Do this:
Count the lines that hold the string "index". Reply with the number alone.

Dataset excerpt:
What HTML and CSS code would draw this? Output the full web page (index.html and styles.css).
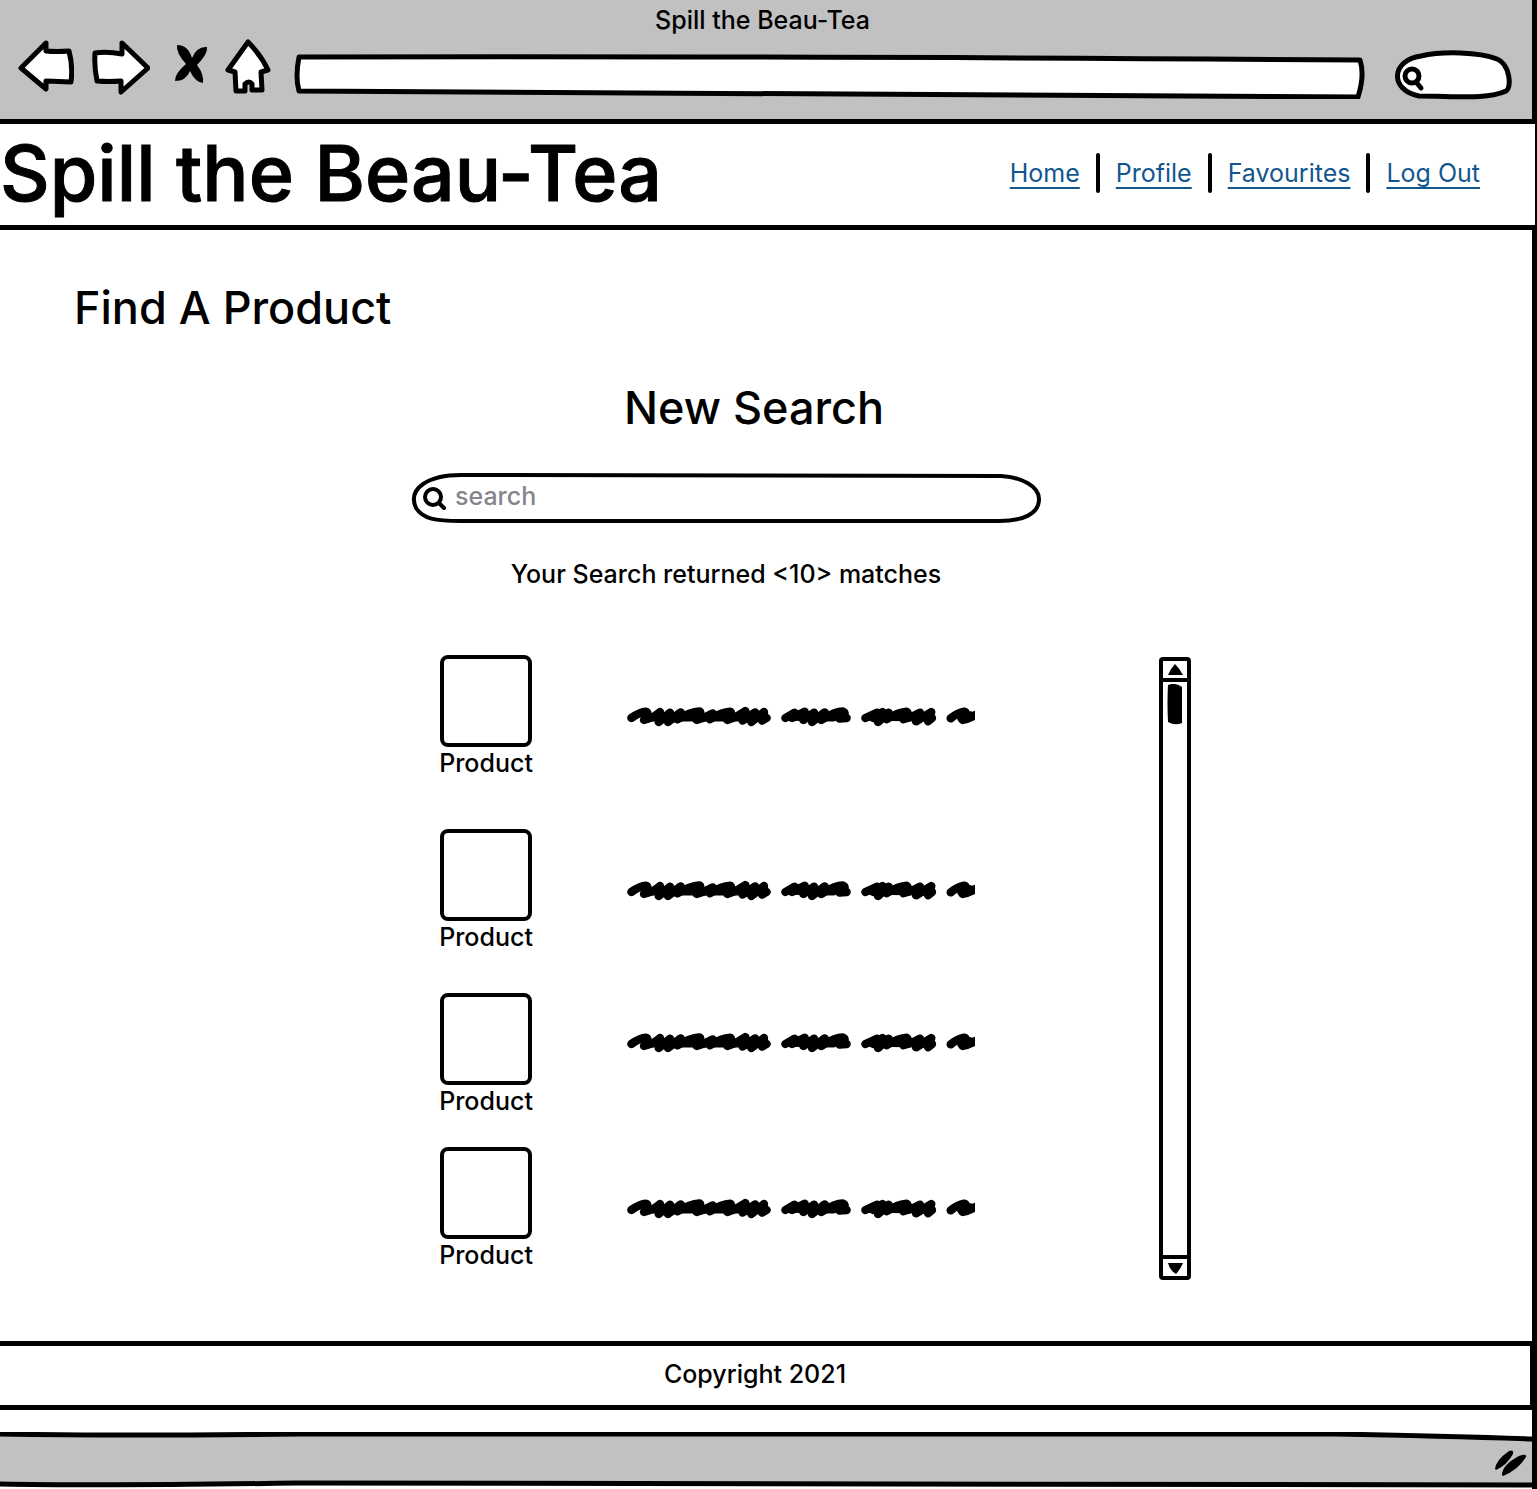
FILE: index.html
```html
<!DOCTYPE html>
<html lang="en">
<head>
<meta charset="utf-8">
<meta name="viewport" content="width=device-width, initial-scale=1">
<title>Spill the Beau-Tea</title>
<link rel="stylesheet" href="styles.css">
</head>
<body>
<svg class="defs" aria-hidden="true">
  <symbol id="scribble" viewBox="21 45 1044 72">
    <g fill="none" stroke="#000" stroke-width="25" stroke-linecap="round" stroke-linejoin="round">
      <path d="M34 84Q60 66 78 65Q88 68 72 90Q100 84 120 66L116 96L150 68L144 96L182 67Q184 76 172 88Q210 66 238 64Q246 68 230 90Q255 84 278 70L270 88Q305 66 330 65Q338 68 322 90Q350 82 376 63L368 92L405 67L394 96L432 66L426 92L440 84"/>
      <path d="M496 84L524 68L516 84L554 65L550 90L582 68L576 96L614 67Q616 78 604 90Q645 64 668 64Q684 70 658 86L680 84"/>
      <path d="M736 84L772 68L760 84L788 66L774 96L806 68L800 88Q835 66 860 65Q868 70 850 88Q880 80 900 68L888 94L934 66L924 94L936 84"/>
      <path d="M992 85Q1014 68 1032 65Q1044 68 1028 90Q1050 86 1078 68"/>
      <path d="M76 82L436 82M508 80L640 82M750 80L930 82M1024 84L1052 76"/>
    </g>
  </symbol>
</svg>
<div class="window">
  <div class="chrome">
    <p class="window-title">Spill the Beau-Tea</p>
    <div class="toolbar">
      <button class="tool" type="button" aria-label="Back">
        <svg width="56" height="54" viewBox="0 0 56 54"><path d="M28 4L3 29L28 50V42L53 43Q55 27 51 12Q38 13 28 12Z"/></svg>
      </button>
      <button class="tool" type="button" aria-label="Forward">
        <svg width="60" height="56" viewBox="0 0 60 56"><path d="M32 4L58 29L31 53V42Q19 43 7 42Q4 27 5 14Q17 12 32 15Z"/></svg>
      </button>
      <button class="tool solid" type="button" aria-label="Stop">
        <svg width="34" height="40" viewBox="0 0 34 40"><path d="M2 1Q13 1 17 14Q22 2 32 3Q33 10 22 21Q29 30 28 39Q20 38 15 27Q11 37 0 37Q0 29 11 20Q1 9 2 1Z"/></svg>
      </button>
      <button class="tool" type="button" aria-label="Home">
        <svg width="46" height="56" viewBox="0 0 46 56"><path d="M23 3L3 31L10 33L11 52H20V45Q24 41 27 45L27 51H37L36 33L43 31Q36 16 23 3Z"/></svg>
      </button>
      <label class="field address">
        <svg viewBox="0 0 1070 46" preserveAspectRatio="none" aria-hidden="true"><path vector-effect="non-scaling-stroke" d="M5 4Q500 3 1065 7Q1070 22 1063 44Q600 42 5 38Q1 24 5 4Z"/></svg>
        <input type="text" aria-label="Address">
      </label>
      <label class="field finder">
        <svg viewBox="0 0 120 50" aria-hidden="true"><path d="M26 46C-4 40-2 10 28 6C50 1 86 2 104 9C117 14 119 38 113 41C94 50 62 46 26 46Z"/><circle cx="19" cy="26" r="7"/><path d="M23 32L28 38"/></svg>
        <input type="search" aria-label="Web search">
      </label>
    </div>
  </div>

  <header class="site-header">
    <div class="brand">Spill the Beau-Tea</div>
    <nav>
      <ul class="links">
        <li><a href="#home">Home</a></li>
        <li><a href="#profile">Profile</a></li>
        <li><a href="#favourites">Favourites</a></li>
        <li><a href="#logout">Log Out</a></li>
      </ul>
    </nav>
  </header>

  <main>
    <h1>Find A Product</h1>
    <h2>New Search</h2>
    <form class="search">
      <label class="field">
        <svg class="outline" viewBox="0 0 630 52" preserveAspectRatio="none" aria-hidden="true"><path vector-effect="non-scaling-stroke" d="M50 3L590 4C610 5 628 14 628 27C628 42 612 49 588 49H50C24 49 12 47 5 36C-4 16 18 3 50 3Z"/></svg>
        <svg class="lens" width="24" height="24" viewBox="0 0 24 24" aria-hidden="true"><circle cx="10" cy="11" r="8"/><path d="M16 17L21 22"/></svg>
        <input type="search" placeholder="search" aria-label="Search products">
      </label>
    </form>
    <p class="matches">Your Search returned &lt;10&gt; matches</p>

    <section class="results">
      <ul class="products">
        <li><button class="thumb" type="button" aria-label="Open product"></button><span class="name">Product</span><svg class="text"><use href="#scribble"/></svg></li>
        <li><button class="thumb" type="button" aria-label="Open product"></button><span class="name">Product</span><svg class="text"><use href="#scribble"/></svg></li>
        <li class="raised"><button class="thumb" type="button" aria-label="Open product"></button><span class="name">Product</span><svg class="text"><use href="#scribble"/></svg></li>
        <li><button class="thumb" type="button" aria-label="Open product"></button><span class="name">Product</span><svg class="text"><use href="#scribble"/></svg></li>
      </ul>
      <div class="scroller">
        <button type="button" aria-label="Scroll up"><svg width="16" height="12" viewBox="0 0 16 12"><path d="M1 11Q4 4 8 0Q13 5 16 11Z"/></svg></button>
        <div class="track"><svg width="16" height="42" viewBox="0 0 16 42"><path d="M1 1Q8 -2 15 3V39Q8 42 1 38Q0 19 1 1Z"/></svg></div>
        <button type="button" aria-label="Scroll down"><svg width="16" height="12" viewBox="0 0 16 12"><path d="M1 1H16Q13 8 9 12Q3 9 1 1Z"/></svg></button>
      </div>
    </section>
  </main>

  <footer>Copyright 2021</footer>
  <div class="status">
    <svg class="edges" viewBox="0 0 1537 57" preserveAspectRatio="none" aria-hidden="true">
      <path d="M0 2Q120 5 300 2H1340Q1450 4 1537 7V52Q1100 55 700 52T0 52Z" fill="#c1c1c1"/>
      <path d="M0 2Q120 4 300 2H1340Q1450 4 1537 7M0 52Q100 54 300 51Q600 54 1537 53" fill="none" stroke="#000" stroke-width="5"/>
    </svg>
    <svg class="grip" width="32" height="26" viewBox="0 0 32 26" aria-hidden="true"><path d="M0 19Q1 10 14 1Q19 -1 18 4Q12 15 1 20ZM7 25Q7 15 24 6Q32 3 31 7Q23 20 8 26Z"/></svg>
  </div>
</div>
</body>
</html>
```
FILE: styles.css
```css
* { box-sizing: border-box; margin: 0; }

body {
  background: #fff;
  color: #000;
  font: 500 25px/32px Inter, "Open Sans", sans-serif;
}

button, input {
  border: 0;
  padding: 0;
  background: none;
  color: inherit;
  font: inherit;
  outline: 0;
}

ul { padding: 0; list-style: none; }
svg { display: block; }
.defs { position: absolute; width: 0; height: 0; }

.window { border-right: 5px solid #000; }

/* Browser frame */
.chrome {
  padding: 4px 19px 19px 18px;
  background: #c1c1c1;
  border-bottom: 5px solid #000;
}
.window-title { padding-right: 6px; text-align: center; }
.toolbar { display: flex; align-items: flex-start; padding-top: 3px; }
.tool { flex: none; margin-right: 16px; }
.tool svg {
  fill: #fff;
  stroke: #000;
  stroke-width: 5px;
  stroke-linejoin: round;
}
.tool.solid { margin: 5px 16px 0 9px; }
.tool.solid svg { fill: #000; stroke: none; }

.field { display: grid; align-items: center; }
.field > * { grid-area: 1 / 1; min-width: 0; }
.field svg {
  width: 100%;
  height: 100%;
  fill: #fff;
  stroke: #000;
  stroke-width: 5px;
  stroke-linejoin: round;
  stroke-linecap: round;
}
.field input { position: relative; width: 100%; }
.address { flex: 1; height: 46px; margin: 14px 28px 0 7px; }
.address input { padding: 0 12px; }
.finder { flex: none; width: 120px; height: 50px; margin-top: 11px; }
.finder input { padding: 0 16px 0 32px; }

/* Site header */
.site-header {
  position: relative;
  display: flex;
  align-items: center;
  justify-content: space-between;
  height: 106px;
  margin-right: -3px;
  background: #fff;
  border-bottom: 5px solid #000;
}
.brand {
  padding-bottom: 4px;
  font-size: 77px;
  line-height: 96px;
  -webkit-text-stroke: 1px currentColor;
}
.links { display: flex; padding: 0 55px 4px 0; }
.links li { display: flex; align-items: center; }
.links a {
  color: #12568f;
  font-weight: 400;
  text-underline-offset: 5px;
  text-decoration-thickness: 2px;
  text-decoration-skip-ink: none;
}
.links li + li::before {
  content: "";
  width: 4px;
  height: 40px;
  margin: 0 16px;
  border-radius: 2px;
  background: #000;
}

/* Page */
h1, h2 { font-size: 45px; line-height: 60px; font-weight: 500; }
h1 { padding: 48px 0 0 74px; }
h2 { padding: 40px 24px 0 0; text-align: center; }
.search { display: flex; justify-content: center; padding: 34px 80px 0 0; }
.search .field { width: 630px; height: 52px; }
.search .outline { stroke-width: 4px; }
.search .lens { width: 24px; height: 24px; margin-left: 12px; fill: none; stroke-width: 4px; }
.search input { padding: 0 20px 4px 44px; }
.search ::placeholder { color: #85858c; opacity: 1; }
.matches { padding: 34px 80px 0 0; text-align: center; }

.results {
  display: flex;
  justify-content: space-between;
  width: 49%;
  min-width: 620px;
  margin: 65px 0 61px 440px;
}
.products {
  display: grid;
  gap: 30px;
  padding-bottom: 9px;
}
.products li {
  display: grid;
  grid-template: 92px 32px / 92px 348px;
  column-gap: 95px;
}
.products li:first-child { margin-bottom: 20px; }
.products li:nth-child(2) { margin-bottom: 10px; }
.thumb { border: 4px solid #000; border-radius: 8px; }
.name { grid-area: 2 / 1; justify-self: center; }
.text { grid-area: 1 / 2; width: 348px; height: 24px; margin-top: 50px; }
.raised .text { margin-top: 38px; }

.scroller {
  display: flex;
  flex-direction: column;
  width: 32px;
  margin-top: 2px;
  border: 4px solid #000;
  border-radius: 4px;
}
.scroller button { display: grid; place-items: center; height: 17px; }
.track {
  flex: 1;
  padding: 2px 4px;
  border: solid #000;
  border-width: 4px 0;
}

footer {
  height: 69px;
  padding: 12px 20px 0 0;
  border: solid #000;
  border-width: 5px 2px 5px 0;
  text-align: center;
}

/* Window status bar */
.status {
  display: grid;
  height: 57px;
  margin-top: 22px;
}
.status > * { grid-area: 1 / 1; }
.edges { width: 100%; height: 57px; }
.grip { place-self: center end; margin: 4px 5px 0 0; }
```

Exercise output:
2